SEBI issued a show cause notice to Hindenburg Research, detailing how the short seller, the New York-based hedge fund, and a broker associated with Kotak Mahindra Bank benefitted from the over $150 billion decline in market value of the 10 listed Adani Group companies following the report's release.

SEBI has accused Hindenburg of making “unfair” profits through “collusion” by using insider and “misleading” information to induce mass “panic selling” of Adani Group stocks.

“Prior to the release of the Hindenburg Report, concentration in short-selling activity was observed in the derivatives of Adani Enterprises Ltd,” said SEBI, reported Mint.

Since the release of the report, Adani Enterprises shares fell nearly 59 per cent from January 24th to February 22nd, 2023. The share price fell to Rs 1,404 from Rs 3,422 per share.

SEBI also reported that the K-India Opportunities Fund Ltd - Class F (KIOF Class F) opened a trading account and began trading in the shares of Adani Enterprises a few days before the report was published.
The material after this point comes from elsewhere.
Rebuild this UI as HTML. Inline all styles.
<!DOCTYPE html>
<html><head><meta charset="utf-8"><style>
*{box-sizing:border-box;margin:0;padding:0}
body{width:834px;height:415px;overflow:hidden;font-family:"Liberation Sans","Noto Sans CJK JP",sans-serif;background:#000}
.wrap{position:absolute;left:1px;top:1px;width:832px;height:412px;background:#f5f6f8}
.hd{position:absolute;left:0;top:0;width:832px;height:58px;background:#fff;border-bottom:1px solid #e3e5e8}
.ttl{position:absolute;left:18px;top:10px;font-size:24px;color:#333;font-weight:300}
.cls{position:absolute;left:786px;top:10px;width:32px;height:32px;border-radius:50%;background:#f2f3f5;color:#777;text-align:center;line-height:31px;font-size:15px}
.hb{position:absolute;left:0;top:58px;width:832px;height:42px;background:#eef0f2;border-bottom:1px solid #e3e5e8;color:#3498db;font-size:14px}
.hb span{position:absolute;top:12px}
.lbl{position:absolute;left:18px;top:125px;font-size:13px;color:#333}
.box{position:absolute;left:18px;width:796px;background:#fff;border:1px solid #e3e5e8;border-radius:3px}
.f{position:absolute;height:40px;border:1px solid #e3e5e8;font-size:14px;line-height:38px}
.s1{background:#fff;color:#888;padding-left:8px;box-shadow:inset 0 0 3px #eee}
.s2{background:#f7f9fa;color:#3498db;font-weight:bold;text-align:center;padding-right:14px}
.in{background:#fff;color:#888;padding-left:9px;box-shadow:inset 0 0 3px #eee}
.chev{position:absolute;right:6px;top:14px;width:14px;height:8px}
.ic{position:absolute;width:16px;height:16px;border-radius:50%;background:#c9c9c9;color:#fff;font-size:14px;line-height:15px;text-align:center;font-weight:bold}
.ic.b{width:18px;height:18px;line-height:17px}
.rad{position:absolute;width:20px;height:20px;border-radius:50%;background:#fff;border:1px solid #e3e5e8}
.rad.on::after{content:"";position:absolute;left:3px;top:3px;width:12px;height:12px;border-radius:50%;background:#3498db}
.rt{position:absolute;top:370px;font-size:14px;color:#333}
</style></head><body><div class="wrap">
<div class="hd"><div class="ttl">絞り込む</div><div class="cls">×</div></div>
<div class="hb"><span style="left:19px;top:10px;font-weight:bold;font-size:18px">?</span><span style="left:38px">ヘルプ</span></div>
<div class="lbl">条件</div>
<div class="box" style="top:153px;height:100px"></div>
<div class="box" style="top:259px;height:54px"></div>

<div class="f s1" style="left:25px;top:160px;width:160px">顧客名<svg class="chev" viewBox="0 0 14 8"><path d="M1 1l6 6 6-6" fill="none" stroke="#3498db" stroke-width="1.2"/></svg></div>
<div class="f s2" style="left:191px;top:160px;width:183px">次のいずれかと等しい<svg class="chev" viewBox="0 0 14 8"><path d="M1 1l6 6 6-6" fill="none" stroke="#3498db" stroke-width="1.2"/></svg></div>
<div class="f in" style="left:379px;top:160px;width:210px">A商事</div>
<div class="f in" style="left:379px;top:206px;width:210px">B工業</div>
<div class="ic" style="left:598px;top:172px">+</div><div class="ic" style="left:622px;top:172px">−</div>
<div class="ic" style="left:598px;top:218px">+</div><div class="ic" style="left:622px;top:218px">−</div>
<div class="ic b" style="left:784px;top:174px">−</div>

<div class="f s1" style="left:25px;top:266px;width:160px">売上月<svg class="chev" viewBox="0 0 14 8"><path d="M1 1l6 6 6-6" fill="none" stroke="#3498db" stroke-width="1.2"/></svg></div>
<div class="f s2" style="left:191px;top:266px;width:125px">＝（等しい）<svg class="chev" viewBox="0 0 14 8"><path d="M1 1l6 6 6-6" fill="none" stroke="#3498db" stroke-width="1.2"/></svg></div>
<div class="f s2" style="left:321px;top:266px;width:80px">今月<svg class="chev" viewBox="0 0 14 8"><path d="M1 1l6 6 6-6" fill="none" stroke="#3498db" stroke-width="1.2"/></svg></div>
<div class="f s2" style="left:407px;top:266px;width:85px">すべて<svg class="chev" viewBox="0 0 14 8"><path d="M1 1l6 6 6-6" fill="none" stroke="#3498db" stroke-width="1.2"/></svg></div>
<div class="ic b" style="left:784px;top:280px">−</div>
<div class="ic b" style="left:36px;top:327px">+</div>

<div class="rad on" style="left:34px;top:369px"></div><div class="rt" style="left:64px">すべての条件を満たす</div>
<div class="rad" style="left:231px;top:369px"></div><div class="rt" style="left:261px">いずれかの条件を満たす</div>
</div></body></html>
After the report was released, the fund squared off its short positions, making a total profit of Rs 183.23 crore or $22.25 million, according to the report

“The net profit after trading and legal expenses comes to USD 22.11 million,” said SEBI.
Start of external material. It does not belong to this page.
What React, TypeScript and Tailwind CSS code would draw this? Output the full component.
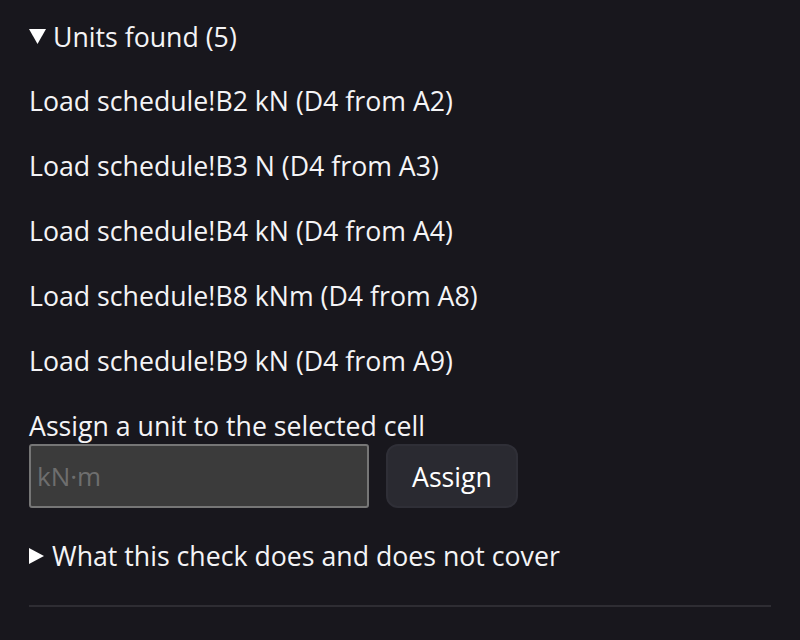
const units = [
  "Load schedule!B2 kN (D4 from A2)",
  "Load schedule!B3 N (D4 from A3)",
  "Load schedule!B4 kN (D4 from A4)",
  "Load schedule!B8 kNm (D4 from A8)",
  "Load schedule!B9 kN (D4 from A9)",
]

const Triangle = ({ open }: { open: boolean }) =>
  open ? (
    <svg width="17" height="17" viewBox="0 0 17 17" className="mr-[7px] shrink-0">
      <path d="M0 1h17L8.5 16z" fill="#ffffff" />
    </svg>
  ) : (
    <svg width="15" height="18" viewBox="0 0 15 18" className="mr-[8px] shrink-0">
      <path d="M0 1v16l15-8z" fill="#ffffff" />
    </svg>
  )

const App = () => {
  return (
    <div className="min-h-[640px] bg-[#18171d] px-[29px] pt-[17px] text-[26.7px] leading-[39px] text-[#f4f4f6] font-['Open_Sans',sans-serif]">
      <div className="flex items-center">
        <Triangle open />
        <span>Units found (5)</span>
      </div>
      <div className="mt-[25px] flex flex-col gap-[26px]">
        {units.map((u) => (
          <p key={u}>{u}</p>
        ))}
      </div>
      <div className="mt-[26px]">Assign a unit to the selected cell</div>
      <div className="-mt-[1px] flex items-center gap-[17px]">
        <input
          placeholder="kN·m"
          className="h-[64px] w-[340px] rounded-[3px] border-2 border-[#767676] bg-[#3b3b3b] px-[6px] text-[26px] text-white placeholder:text-[#6e6e6e] outline-none"
        />
        <button className="h-[64px] rounded-[12px] border-2 border-[#2f2f37] bg-[#2a2a31] px-[24px] text-[26.7px] text-white">
          Assign
        </button>
      </div>
      <div className="mt-[28px] flex items-center">
        <Triangle open={false} />
        <span>What this check does and does not cover</span>
      </div>
      <div className="mt-[30px] h-[2px] bg-[#2e2d33]" />
    </div>
  )
}

export default App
As a part of the deal, Kingdon owed $5.5 million to Hindenburg, out of which $4.1 million has already been paid, as of June 1st, said SEBI in the notice.
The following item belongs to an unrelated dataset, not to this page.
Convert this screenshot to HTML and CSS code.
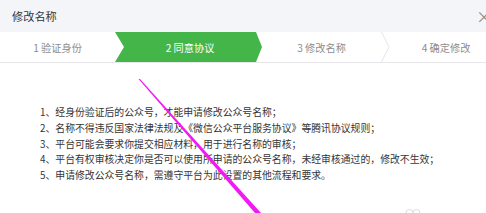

Kingdon Capital responded to SEBI stating that it had a legal option to enter into a research services agreement with a third-party firm that publicly releases short reports on companies.

According to this agreement, Kingdon Capital would receive a draft copy of the report before its public release, allowing them the option to invest beforehand.

Hindenburg's response on SEBI's allegations

Hindenburg stated that it made $4.1 million from its positions on Adani Group stocks and criticized SEBI for ignoring the "evidence" provided in the January 2023 report, which alleged that the Adani conglomerate operated a large network of offshore shell companies to move billions of dollars in and out of its private and public companies.

Hindenburg also claimed that SEBI was overreaching by trying to assert jurisdiction over a US-based investor and pointed out that SEBI had failed to name the actual company tied to Kotak Mahindra Bank, instead using the acronym "KMIL."

Hindenburg's response to the show cause notice was that it was an attempt to silence and intimidate those exposing corruption and fraud by powerful individuals in India.

The short seller revealed that the vehicle used to bet against Adani Enterprises Limited belonged to Kotak Mahindra (International) Limited (KMIL), a Mauritius-based subsidiary of Kotak Mahindra Bank Limited. This subsidiary placed bets against Adani Enterprises for its client, Kingdon Capital Management, run by Mark Kingdon.

The SEBI notice included timestamped chats between a hedge fund employee and KMIL traders about selling future contracts of Adani Enterprises.

PTI reported that Kotak Mahindra Bank stated that Kingdon "never disclosed that they had any relationship with Hindenburg nor that they were acting on the basis of any price-sensitive information."

Can SEBI ban Hindenburg ?

A SEBI show cause notice is usually issued before any legal action is taken, which may involve a financial penalty and potentially a ban from trading in Indian financial markets.

SEBI, backed by the Indian government, could also geo-block the research firm's website, according to Mint.

Hindenburg has been given 21 days to respond to the allegations.